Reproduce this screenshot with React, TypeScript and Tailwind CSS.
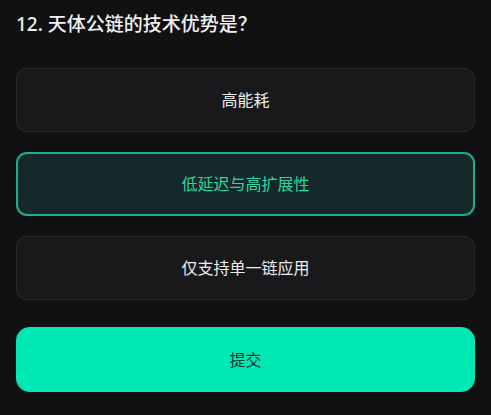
import React from "react";

const font = { fontFamily: '"Noto Sans", "Noto Sans CJK SC", sans-serif' };

export default function App() {
  const options = [
    { label: "高能耗", selected: false },
    { label: "低延迟与高扩展性", selected: true },
    { label: "仅支持单一链应用", selected: false },
  ];
  return (
    <div className="w-[491px] h-[415px] bg-[#111114] px-4 pt-[11px] overflow-hidden" style={font}>
      <div className="h-6 text-[19px] leading-[24px] text-[#f0f0f0] font-medium whitespace-nowrap">
        12. 天体公链的技术优势是<span style={{ fontFamily: '"Noto Sans CJK SC", sans-serif' }}>？</span>
      </div>
      <div className="mt-[33px] flex flex-col gap-5">
        {options.map((o) =>
          o.selected ? (
            <div
              key={o.label}
              className="h-16 rounded-[11px] border-2 border-[#1fae84] bg-[#16292a] flex items-center justify-center text-[16px] text-[#2bd7a2]"
            >
              {o.label}
            </div>
          ) : (
            <div
              key={o.label}
              className="h-16 rounded-[11px] border border-[#2a2a2d] bg-[#19191b] flex items-center justify-center text-[16px] text-[#ececec]"
            >
              {o.label}
            </div>
          )
        )}
      </div>
      <div className="mt-[27px] h-[65px] rounded-[14px] bg-[#00e8b4] flex items-center justify-center text-[16px] text-[#0f3a2e]">
        提交
      </div>
    </div>
  );
}
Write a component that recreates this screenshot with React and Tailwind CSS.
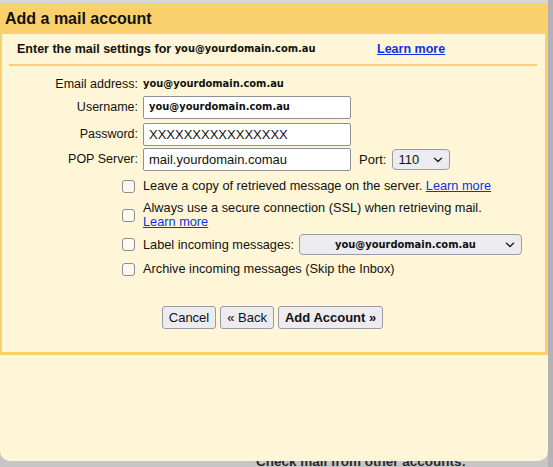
import React from 'react';

const sans = "font-['Liberation_Sans',Arial,sans-serif]";
const cond = "font-['DejaVu_Sans_Condensed','DejaVu_Sans',sans-serif] [font-stretch:condensed] font-bold text-[11px]";

const Chevron = () => (
    <svg width="10" height="6" viewBox="0 0 10 6" fill="none" stroke="#222" strokeWidth="1.4" strokeLinecap="round" strokeLinejoin="round">
        <path d="M1.5 1.2 5 4.6 8.5 1.2" />
    </svg>
);

const Checkbox = () => (
    <span className="block w-[13px] h-[13px] shrink-0 rounded-[3px] border border-[#8c8c98] bg-[#fffaf0]" />
);

const Field = ({ children, className = '' }) => (
    <div className={`h-[23px] w-[208px] flex items-center rounded-[2px] border border-[#8f8f9c] bg-white px-[5px] ${className}`}>
        {children}
    </div>
);

const Button = ({ children, bold }) => (
    <button className={`h-[23px] px-[6px] rounded-[3px] border border-[#9a9aa8] bg-[#ebebf0] text-[13px] text-[#111] ${bold ? 'font-bold' : ''}`}>
        {children}
    </button>
);

const Link = ({ children }) => (
    <span className="text-[#1030e6] underline underline-offset-[1px]">{children}</span>
);

const App = () => {
    return (
        <div className={`${sans} relative w-[553px] h-[467px] overflow-hidden bg-[#c6c6c6] text-[12.5px] text-[#111]`}>
            {/* page behind the dialog */}
            <div className="absolute left-[256px] top-[452px] text-[13.5px] font-bold text-[#2a2a2a]">
                Check mail from other accounts:
            </div>
            <div className="absolute right-0 top-0 w-[5px] h-[467px] bg-[#b3b3b3]" />
            <div className="h-[3px] bg-[#d6d6d6]" />

            <div className="relative w-[548px] h-[458px] bg-[#fff6d7] rounded-b-[10px]">
                <div className="h-[31px] bg-[#f9d06c] flex items-center pl-[5px] pt-[1px] text-[16px] font-bold">
                    Add a mail account
                </div>

                <div className="h-[321px] border-l-2 border-r-[3px] border-b-[3px] border-[#f9d06c] bg-[#fff6d7]">
                    <div className="flex items-center h-[30px] pt-[1px] pl-[15px] font-bold text-[12.5px]">
                        <div className="w-[360px] flex items-center">
                            <span>Enter the mail settings for&nbsp;</span>
                            <span className={cond}>you@yourdomain.com.au</span>
                        </div>
                        <Link>Learn more</Link>
                    </div>
                    <div className="ml-[7px] w-[528px] h-[2px] bg-[#f9d06c]" />

                    <div className="grid grid-cols-[136px_auto] gap-x-[5px] items-center mt-[8px]">
                        <div className="text-right h-[20px] leading-[20px]">Email address:</div>
                        <div className={`${cond} h-[20px] leading-[20px]`}>you@yourdomain.com.au</div>

                        <div className="text-right mt-[2px]">Username:</div>
                        <Field className="mt-[2px]"><span className={cond}>you@yourdomain.com.au</span></Field>

                        <div className="text-right mt-[4px]">Password:</div>
                        <Field className="mt-[4px] text-[13px]">XXXXXXXXXXXXXXXX</Field>

                        <div className="text-right mt-[2px]">POP Server:</div>
                        <div className="flex items-center mt-[2px]">
                            <Field className="text-[13px]">mail.yourdomain.comau</Field>
                            <span className="ml-[8px] text-[13px]">Port:</span>
                            <div className="ml-[6px] w-[58px] h-[21px] flex items-center justify-between pl-[5px] pr-[6px] rounded-[4px] border border-[#9b9ba8] bg-[#ebebf0] text-[13px]">
                                <span>110</span>
                                <Chevron />
                            </div>
                        </div>
                    </div>

                    <div className="ml-[120px] mt-[7px] flex flex-col text-[12.75px] leading-[14px]">
                        <div className="flex items-center gap-[8px] h-[16px]">
                            <Checkbox />
                            <span>Leave a copy of retrieved message on the server. <Link>Learn more</Link></span>
                        </div>
                        <div className="flex items-center gap-[8px] mt-[7px]">
                            <Checkbox />
                            <span>Always use a secure connection (SSL) when retrieving mail.<br /><Link>Learn more</Link></span>
                        </div>
                        <div className="flex items-center gap-[8px] mt-[5px]">
                            <Checkbox />
                            <span>Label incoming messages:</span>
                            <div className="-ml-[3px] w-[223px] h-[21px] flex items-center rounded-[4px] border border-[#9b9ba8] bg-[#ebebf0] pr-[6px]">
                                <span className={`${cond} flex-1 text-center pl-[6px]`}>you@yourdomain.com.au</span>
                                <Chevron />
                            </div>
                        </div>
                        <div className="flex items-center gap-[8px] mt-[6px] h-[16px]">
                            <Checkbox />
                            <span>Archive incoming messages (Skip the Inbox)</span>
                        </div>
                    </div>

                    <div className="flex justify-center gap-[4px] mt-[29px] pr-[2px]">
                        <Button>Cancel</Button>
                        <Button>« Back</Button>
                        <Button bold>Add Account »</Button>
                    </div>
                </div>
            </div>
        </div>
    );
};

export default App;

______

## What to work on
Quote every record above exactly, leaving out the pictures.

## Correct response
Reproduce this screenshot with React, TypeScript and Tailwind CSS.
import React from "react";

const font = { fontFamily: '"Noto Sans", "Noto Sans CJK SC", sans-serif' };

export default function App() {
  const options = [
    { label: "高能耗", selected: false },
    { label: "低延迟与高扩展性", selected: true },
    { label: "仅支持单一链应用", selected: false },
  ];
  return (
    <div className="w-[491px] h-[415px] bg-[#111114] px-4 pt-[11px] overflow-hidden" style={font}>
      <div className="h-6 text-[19px] leading-[24px] text-[#f0f0f0] font-medium whitespace-nowrap">
        12. 天体公链的技术优势是<span style={{ fontFamily: '"Noto Sans CJK SC", sans-serif' }}>？</span>
      </div>
      <div className="mt-[33px] flex flex-col gap-5">
        {options.map((o) =>
          o.selected ? (
            <div
              key={o.label}
              className="h-16 rounded-[11px] border-2 border-[#1fae84] bg-[#16292a] flex items-center justify-center text-[16px] text-[#2bd7a2]"
            >
              {o.label}
            </div>
          ) : (
            <div
              key={o.label}
              className="h-16 rounded-[11px] border border-[#2a2a2d] bg-[#19191b] flex items-center justify-center text-[16px] text-[#ececec]"
            >
              {o.label}
            </div>
          )
        )}
      </div>
      <div className="mt-[27px] h-[65px] rounded-[14px] bg-[#00e8b4] flex items-center justify-center text-[16px] text-[#0f3a2e]">
        提交
      </div>
    </div>
  );
}
Write a component that recreates this screenshot with React and Tailwind CSS.
import React from 'react';

const sans = "font-['Liberation_Sans',Arial,sans-serif]";
const cond = "font-['DejaVu_Sans_Condensed','DejaVu_Sans',sans-serif] [font-stretch:condensed] font-bold text-[11px]";

const Chevron = () => (
    <svg width="10" height="6" viewBox="0 0 10 6" fill="none" stroke="#222" strokeWidth="1.4" strokeLinecap="round" strokeLinejoin="round">
        <path d="M1.5 1.2 5 4.6 8.5 1.2" />
    </svg>
);

const Checkbox = () => (
    <span className="block w-[13px] h-[13px] shrink-0 rounded-[3px] border border-[#8c8c98] bg-[#fffaf0]" />
);

const Field = ({ children, className = '' }) => (
    <div className={`h-[23px] w-[208px] flex items-center rounded-[2px] border border-[#8f8f9c] bg-white px-[5px] ${className}`}>
        {children}
    </div>
);

const Button = ({ children, bold }) => (
    <button className={`h-[23px] px-[6px] rounded-[3px] border border-[#9a9aa8] bg-[#ebebf0] text-[13px] text-[#111] ${bold ? 'font-bold' : ''}`}>
        {children}
    </button>
);

const Link = ({ children }) => (
    <span className="text-[#1030e6] underline underline-offset-[1px]">{children}</span>
);

const App = () => {
    return (
        <div className={`${sans} relative w-[553px] h-[467px] overflow-hidden bg-[#c6c6c6] text-[12.5px] text-[#111]`}>
            {/* page behind the dialog */}
            <div className="absolute left-[256px] top-[452px] text-[13.5px] font-bold text-[#2a2a2a]">
                Check mail from other accounts:
            </div>
            <div className="absolute right-0 top-0 w-[5px] h-[467px] bg-[#b3b3b3]" />
            <div className="h-[3px] bg-[#d6d6d6]" />

            <div className="relative w-[548px] h-[458px] bg-[#fff6d7] rounded-b-[10px]">
                <div className="h-[31px] bg-[#f9d06c] flex items-center pl-[5px] pt-[1px] text-[16px] font-bold">
                    Add a mail account
                </div>

                <div className="h-[321px] border-l-2 border-r-[3px] border-b-[3px] border-[#f9d06c] bg-[#fff6d7]">
                    <div className="flex items-center h-[30px] pt-[1px] pl-[15px] font-bold text-[12.5px]">
                        <div className="w-[360px] flex items-center">
                            <span>Enter the mail settings for&nbsp;</span>
                            <span className={cond}>you@yourdomain.com.au</span>
                        </div>
                        <Link>Learn more</Link>
                    </div>
                    <div className="ml-[7px] w-[528px] h-[2px] bg-[#f9d06c]" />

                    <div className="grid grid-cols-[136px_auto] gap-x-[5px] items-center mt-[8px]">
                        <div className="text-right h-[20px] leading-[20px]">Email address:</div>
                        <div className={`${cond} h-[20px] leading-[20px]`}>you@yourdomain.com.au</div>

                        <div className="text-right mt-[2px]">Username:</div>
                        <Field className="mt-[2px]"><span className={cond}>you@yourdomain.com.au</span></Field>

                        <div className="text-right mt-[4px]">Password:</div>
                        <Field className="mt-[4px] text-[13px]">XXXXXXXXXXXXXXXX</Field>

                        <div className="text-right mt-[2px]">POP Server:</div>
                        <div className="flex items-center mt-[2px]">
                            <Field className="text-[13px]">mail.yourdomain.comau</Field>
                            <span className="ml-[8px] text-[13px]">Port:</span>
                            <div className="ml-[6px] w-[58px] h-[21px] flex items-center justify-between pl-[5px] pr-[6px] rounded-[4px] border border-[#9b9ba8] bg-[#ebebf0] text-[13px]">
                                <span>110</span>
                                <Chevron />
                            </div>
                        </div>
                    </div>

                    <div className="ml-[120px] mt-[7px] flex flex-col text-[12.75px] leading-[14px]">
                        <div className="flex items-center gap-[8px] h-[16px]">
                            <Checkbox />
                            <span>Leave a copy of retrieved message on the server. <Link>Learn more</Link></span>
                        </div>
                        <div className="flex items-center gap-[8px] mt-[7px]">
                            <Checkbox />
                            <span>Always use a secure connection (SSL) when retrieving mail.<br /><Link>Learn more</Link></span>
                        </div>
                        <div className="flex items-center gap-[8px] mt-[5px]">
                            <Checkbox />
                            <span>Label incoming messages:</span>
                            <div className="-ml-[3px] w-[223px] h-[21px] flex items-center rounded-[4px] border border-[#9b9ba8] bg-[#ebebf0] pr-[6px]">
                                <span className={`${cond} flex-1 text-center pl-[6px]`}>you@yourdomain.com.au</span>
                                <Chevron />
                            </div>
                        </div>
                        <div className="flex items-center gap-[8px] mt-[6px] h-[16px]">
                            <Checkbox />
                            <span>Archive incoming messages (Skip the Inbox)</span>
                        </div>
                    </div>

                    <div className="flex justify-center gap-[4px] mt-[29px] pr-[2px]">
                        <Button>Cancel</Button>
                        <Button>« Back</Button>
                        <Button bold>Add Account »</Button>
                    </div>
                </div>
            </div>
        </div>
    );
};

export default App;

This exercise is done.